▶ _Exercise description_:
Transcribe every line exactly. Leave the pictures behind.

-- begin Provided data --

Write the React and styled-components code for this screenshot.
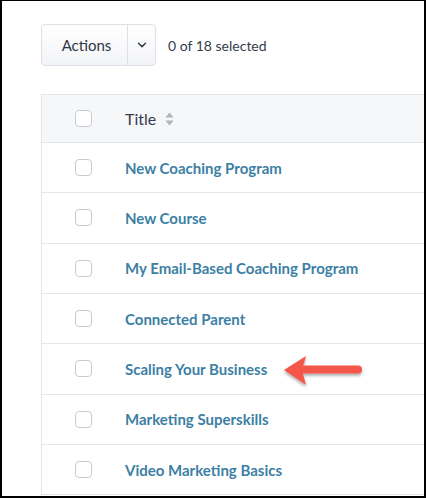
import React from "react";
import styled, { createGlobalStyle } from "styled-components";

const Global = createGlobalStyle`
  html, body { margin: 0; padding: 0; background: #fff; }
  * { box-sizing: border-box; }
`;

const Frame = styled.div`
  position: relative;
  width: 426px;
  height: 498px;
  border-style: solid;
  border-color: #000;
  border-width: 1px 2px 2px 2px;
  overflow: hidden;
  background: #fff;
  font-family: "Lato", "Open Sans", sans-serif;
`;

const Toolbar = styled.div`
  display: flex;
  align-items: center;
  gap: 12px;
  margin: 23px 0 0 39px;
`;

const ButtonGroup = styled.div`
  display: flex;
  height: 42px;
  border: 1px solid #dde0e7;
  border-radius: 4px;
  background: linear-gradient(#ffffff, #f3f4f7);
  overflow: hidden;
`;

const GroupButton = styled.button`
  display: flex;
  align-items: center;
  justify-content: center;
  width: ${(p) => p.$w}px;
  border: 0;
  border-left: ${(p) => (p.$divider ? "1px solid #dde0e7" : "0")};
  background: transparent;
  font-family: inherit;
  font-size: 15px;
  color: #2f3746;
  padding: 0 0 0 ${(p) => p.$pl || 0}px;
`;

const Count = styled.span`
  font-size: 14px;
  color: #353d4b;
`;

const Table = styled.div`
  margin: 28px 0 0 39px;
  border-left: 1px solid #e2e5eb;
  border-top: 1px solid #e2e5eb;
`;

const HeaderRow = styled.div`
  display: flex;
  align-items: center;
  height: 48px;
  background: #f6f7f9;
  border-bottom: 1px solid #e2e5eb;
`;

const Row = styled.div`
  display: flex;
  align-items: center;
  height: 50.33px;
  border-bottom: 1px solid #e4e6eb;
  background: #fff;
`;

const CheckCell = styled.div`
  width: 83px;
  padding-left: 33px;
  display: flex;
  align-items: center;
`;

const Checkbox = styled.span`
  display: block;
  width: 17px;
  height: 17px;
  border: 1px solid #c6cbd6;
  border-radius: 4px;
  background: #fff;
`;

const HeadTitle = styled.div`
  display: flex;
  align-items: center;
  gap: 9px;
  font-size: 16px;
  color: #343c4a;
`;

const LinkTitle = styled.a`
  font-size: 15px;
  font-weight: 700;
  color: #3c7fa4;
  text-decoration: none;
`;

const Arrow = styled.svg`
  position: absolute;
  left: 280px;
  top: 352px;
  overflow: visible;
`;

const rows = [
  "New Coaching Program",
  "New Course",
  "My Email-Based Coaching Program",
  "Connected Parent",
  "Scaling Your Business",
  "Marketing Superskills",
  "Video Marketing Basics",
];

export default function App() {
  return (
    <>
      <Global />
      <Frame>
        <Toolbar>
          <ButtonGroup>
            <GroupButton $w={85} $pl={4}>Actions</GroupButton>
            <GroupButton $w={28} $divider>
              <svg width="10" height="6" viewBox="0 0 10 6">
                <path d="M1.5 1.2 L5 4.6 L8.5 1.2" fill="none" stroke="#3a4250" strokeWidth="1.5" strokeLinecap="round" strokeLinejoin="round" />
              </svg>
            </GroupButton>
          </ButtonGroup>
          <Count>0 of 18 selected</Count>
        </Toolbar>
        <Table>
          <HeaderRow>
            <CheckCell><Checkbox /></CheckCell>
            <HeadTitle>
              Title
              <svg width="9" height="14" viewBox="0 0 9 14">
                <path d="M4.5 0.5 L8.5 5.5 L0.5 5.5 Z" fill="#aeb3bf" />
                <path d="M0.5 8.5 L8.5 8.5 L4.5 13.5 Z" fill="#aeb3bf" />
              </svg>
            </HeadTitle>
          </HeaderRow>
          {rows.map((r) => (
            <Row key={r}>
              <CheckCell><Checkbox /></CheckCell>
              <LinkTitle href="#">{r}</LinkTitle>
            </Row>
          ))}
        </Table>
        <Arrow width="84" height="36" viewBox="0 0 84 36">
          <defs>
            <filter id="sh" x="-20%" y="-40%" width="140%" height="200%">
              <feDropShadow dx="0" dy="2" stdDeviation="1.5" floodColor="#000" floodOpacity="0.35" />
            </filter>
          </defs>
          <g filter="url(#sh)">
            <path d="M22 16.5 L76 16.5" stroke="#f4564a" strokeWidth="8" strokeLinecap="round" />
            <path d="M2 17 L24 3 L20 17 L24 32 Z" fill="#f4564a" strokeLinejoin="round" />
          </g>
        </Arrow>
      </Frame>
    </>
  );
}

-- end Provided data --

▶ _Solution to the exercise_:
Write the React and styled-components code for this screenshot.
import React from "react";
import styled, { createGlobalStyle } from "styled-components";

const Global = createGlobalStyle`
  html, body { margin: 0; padding: 0; background: #fff; }
  * { box-sizing: border-box; }
`;

const Frame = styled.div`
  position: relative;
  width: 426px;
  height: 498px;
  border-style: solid;
  border-color: #000;
  border-width: 1px 2px 2px 2px;
  overflow: hidden;
  background: #fff;
  font-family: "Lato", "Open Sans", sans-serif;
`;

const Toolbar = styled.div`
  display: flex;
  align-items: center;
  gap: 12px;
  margin: 23px 0 0 39px;
`;

const ButtonGroup = styled.div`
  display: flex;
  height: 42px;
  border: 1px solid #dde0e7;
  border-radius: 4px;
  background: linear-gradient(#ffffff, #f3f4f7);
  overflow: hidden;
`;

const GroupButton = styled.button`
  display: flex;
  align-items: center;
  justify-content: center;
  width: ${(p) => p.$w}px;
  border: 0;
  border-left: ${(p) => (p.$divider ? "1px solid #dde0e7" : "0")};
  background: transparent;
  font-family: inherit;
  font-size: 15px;
  color: #2f3746;
  padding: 0 0 0 ${(p) => p.$pl || 0}px;
`;

const Count = styled.span`
  font-size: 14px;
  color: #353d4b;
`;

const Table = styled.div`
  margin: 28px 0 0 39px;
  border-left: 1px solid #e2e5eb;
  border-top: 1px solid #e2e5eb;
`;

const HeaderRow = styled.div`
  display: flex;
  align-items: center;
  height: 48px;
  background: #f6f7f9;
  border-bottom: 1px solid #e2e5eb;
`;

const Row = styled.div`
  display: flex;
  align-items: center;
  height: 50.33px;
  border-bottom: 1px solid #e4e6eb;
  background: #fff;
`;

const CheckCell = styled.div`
  width: 83px;
  padding-left: 33px;
  display: flex;
  align-items: center;
`;

const Checkbox = styled.span`
  display: block;
  width: 17px;
  height: 17px;
  border: 1px solid #c6cbd6;
  border-radius: 4px;
  background: #fff;
`;

const HeadTitle = styled.div`
  display: flex;
  align-items: center;
  gap: 9px;
  font-size: 16px;
  color: #343c4a;
`;

const LinkTitle = styled.a`
  font-size: 15px;
  font-weight: 700;
  color: #3c7fa4;
  text-decoration: none;
`;

const Arrow = styled.svg`
  position: absolute;
  left: 280px;
  top: 352px;
  overflow: visible;
`;

const rows = [
  "New Coaching Program",
  "New Course",
  "My Email-Based Coaching Program",
  "Connected Parent",
  "Scaling Your Business",
  "Marketing Superskills",
  "Video Marketing Basics",
];

export default function App() {
  return (
    <>
      <Global />
      <Frame>
        <Toolbar>
          <ButtonGroup>
            <GroupButton $w={85} $pl={4}>Actions</GroupButton>
            <GroupButton $w={28} $divider>
              <svg width="10" height="6" viewBox="0 0 10 6">
                <path d="M1.5 1.2 L5 4.6 L8.5 1.2" fill="none" stroke="#3a4250" strokeWidth="1.5" strokeLinecap="round" strokeLinejoin="round" />
              </svg>
            </GroupButton>
          </ButtonGroup>
          <Count>0 of 18 selected</Count>
        </Toolbar>
        <Table>
          <HeaderRow>
            <CheckCell><Checkbox /></CheckCell>
            <HeadTitle>
              Title
              <svg width="9" height="14" viewBox="0 0 9 14">
                <path d="M4.5 0.5 L8.5 5.5 L0.5 5.5 Z" fill="#aeb3bf" />
                <path d="M0.5 8.5 L8.5 8.5 L4.5 13.5 Z" fill="#aeb3bf" />
              </svg>
            </HeadTitle>
          </HeaderRow>
          {rows.map((r) => (
            <Row key={r}>
              <CheckCell><Checkbox /></CheckCell>
              <LinkTitle href="#">{r}</LinkTitle>
            </Row>
          ))}
        </Table>
        <Arrow width="84" height="36" viewBox="0 0 84 36">
          <defs>
            <filter id="sh" x="-20%" y="-40%" width="140%" height="200%">
              <feDropShadow dx="0" dy="2" stdDeviation="1.5" floodColor="#000" floodOpacity="0.35" />
            </filter>
          </defs>
          <g filter="url(#sh)">
            <path d="M22 16.5 L76 16.5" stroke="#f4564a" strokeWidth="8" strokeLinecap="round" />
            <path d="M2 17 L24 3 L20 17 L24 32 Z" fill="#f4564a" strokeLinejoin="round" />
          </g>
        </Arrow>
      </Frame>
    </>
  );
}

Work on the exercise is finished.